Rather than fears over an expansionist Chinese Communist Party, the discussion at that time centered around fears that nations flush with oil cash were planning to buy up land in the Midwest and drive up prices for local farmers. “There was talk that Saudi Arabia had a lot of extra money and they were going to start to buy up land in rural states,” Kent Frerichs, a sponsor on the 1979 law dealing with foreign ownership of agriculture land, recalled. “And that was what spurred my thought at the time.” [South Dakota Gov. Kristi Noem's new ag land proposal rehashes old debate]
In the image on the right, taken by AP/Wide World Photo in 1948, "George Gillette, the tribal chairman of Mandan, Hidatsa and Arikara Nation of North Dakota (aka Three Affiliated Tribes), weeping at Garrison Dam Agreement signing as he was forced to sell 153,000 acres of their Native American land to the federal government." Standing directly behind Gillette is Ben Reifel, who was then the Bureau of Indian Affairs' Superintendent of the Fort Berthold Indian Reservation in North Dakota.
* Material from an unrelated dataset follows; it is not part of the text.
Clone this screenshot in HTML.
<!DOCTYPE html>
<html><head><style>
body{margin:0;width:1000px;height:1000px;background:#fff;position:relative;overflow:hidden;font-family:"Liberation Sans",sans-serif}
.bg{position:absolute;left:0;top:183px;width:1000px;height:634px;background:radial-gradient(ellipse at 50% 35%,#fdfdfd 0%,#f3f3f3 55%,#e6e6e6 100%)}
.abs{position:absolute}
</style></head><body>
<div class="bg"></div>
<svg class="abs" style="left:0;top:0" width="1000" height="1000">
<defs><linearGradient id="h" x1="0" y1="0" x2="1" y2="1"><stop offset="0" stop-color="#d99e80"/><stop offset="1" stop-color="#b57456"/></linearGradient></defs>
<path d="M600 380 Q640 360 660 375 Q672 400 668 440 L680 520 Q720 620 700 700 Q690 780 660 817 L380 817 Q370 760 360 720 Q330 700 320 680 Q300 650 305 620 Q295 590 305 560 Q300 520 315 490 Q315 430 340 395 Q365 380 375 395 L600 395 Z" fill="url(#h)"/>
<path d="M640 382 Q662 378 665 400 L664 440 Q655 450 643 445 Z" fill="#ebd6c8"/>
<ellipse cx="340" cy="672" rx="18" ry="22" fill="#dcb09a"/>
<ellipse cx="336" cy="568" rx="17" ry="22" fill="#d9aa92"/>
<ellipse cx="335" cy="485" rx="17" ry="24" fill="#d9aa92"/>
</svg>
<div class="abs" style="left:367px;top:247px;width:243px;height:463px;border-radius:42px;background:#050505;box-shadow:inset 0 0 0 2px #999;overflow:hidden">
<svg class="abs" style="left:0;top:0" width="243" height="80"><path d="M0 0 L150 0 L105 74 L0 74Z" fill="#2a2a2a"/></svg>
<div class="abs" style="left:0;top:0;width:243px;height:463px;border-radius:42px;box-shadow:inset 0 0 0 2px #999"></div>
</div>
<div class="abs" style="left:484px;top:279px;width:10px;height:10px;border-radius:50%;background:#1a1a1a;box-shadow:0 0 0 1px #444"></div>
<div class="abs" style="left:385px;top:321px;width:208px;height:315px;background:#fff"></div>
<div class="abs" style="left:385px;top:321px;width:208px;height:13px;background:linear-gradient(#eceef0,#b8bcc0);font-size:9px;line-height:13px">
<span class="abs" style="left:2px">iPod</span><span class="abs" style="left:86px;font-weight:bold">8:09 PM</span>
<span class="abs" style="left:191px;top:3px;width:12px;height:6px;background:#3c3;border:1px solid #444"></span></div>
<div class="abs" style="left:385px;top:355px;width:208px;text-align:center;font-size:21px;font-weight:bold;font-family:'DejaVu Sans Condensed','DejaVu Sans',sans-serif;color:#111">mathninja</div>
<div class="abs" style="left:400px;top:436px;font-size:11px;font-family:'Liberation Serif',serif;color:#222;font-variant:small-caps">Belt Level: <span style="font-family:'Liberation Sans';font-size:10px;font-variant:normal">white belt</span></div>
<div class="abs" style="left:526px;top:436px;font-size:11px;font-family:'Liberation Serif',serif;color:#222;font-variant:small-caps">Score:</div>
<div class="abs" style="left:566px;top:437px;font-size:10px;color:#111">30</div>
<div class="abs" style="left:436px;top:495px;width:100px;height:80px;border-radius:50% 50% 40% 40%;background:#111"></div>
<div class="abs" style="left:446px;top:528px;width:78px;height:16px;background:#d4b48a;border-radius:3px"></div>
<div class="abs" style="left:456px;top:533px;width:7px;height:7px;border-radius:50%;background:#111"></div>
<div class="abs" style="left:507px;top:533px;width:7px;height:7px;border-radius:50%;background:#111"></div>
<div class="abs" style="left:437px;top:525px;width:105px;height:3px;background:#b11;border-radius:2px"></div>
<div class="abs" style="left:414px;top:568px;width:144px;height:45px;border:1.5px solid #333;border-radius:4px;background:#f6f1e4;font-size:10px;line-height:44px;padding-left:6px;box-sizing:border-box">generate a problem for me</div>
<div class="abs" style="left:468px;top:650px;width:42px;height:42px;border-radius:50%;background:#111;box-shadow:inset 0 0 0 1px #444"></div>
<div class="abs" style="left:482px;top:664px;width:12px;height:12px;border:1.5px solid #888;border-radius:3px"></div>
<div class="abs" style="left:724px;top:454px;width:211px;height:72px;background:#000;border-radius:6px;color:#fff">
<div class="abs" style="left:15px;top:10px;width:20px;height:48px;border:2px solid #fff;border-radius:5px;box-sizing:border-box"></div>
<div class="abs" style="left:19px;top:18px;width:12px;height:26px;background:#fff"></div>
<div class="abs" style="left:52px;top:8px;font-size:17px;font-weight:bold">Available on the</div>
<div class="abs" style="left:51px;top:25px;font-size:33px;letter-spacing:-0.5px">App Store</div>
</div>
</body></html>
Born into the Sicangu Oyate, Republican Reifel went on to win election to the US House of Reprsentatives in South Dakota's First Congressional District when there were two congressional districts in my home state.

In 2014 more than a dozen Ihanktonwan survivors of the Missouri River dam flooding in the 1950s banded together to seek compensation from the Yankton Sioux Tribal Business and Claims Committee. Today, the Lewis and Clark Rural Water System exists because farmers have poisoned their own wells and the Big Sioux River but South Dakota will flout Waters of the United States rulings until the cows come home unless or until downstream states cry foul.
There’s nothing preventing an out-of-state person or entity from seeking a Missouri River water right in South Dakota. Applications go to a state board that generally approves them if water is available and the application is for a “beneficial” use; however, requests for more than 10,000 acre-feet per year require legislative approval. [Will South Dakota be ready when other states come for our water?]
How will the Lewis and Clark water system boondoggle embolden the proponents of a pipeline to Rapid City? Will the military push Republicans to get on the socialist bandwagon? But a water pipeline from the Missouri River to Rapid City would cost almost $2 billion and rip up a few hundred miles of stolen treaty ground

Urban planners are so desperate there is even talk of pumping Mississippi River water to the Southwest.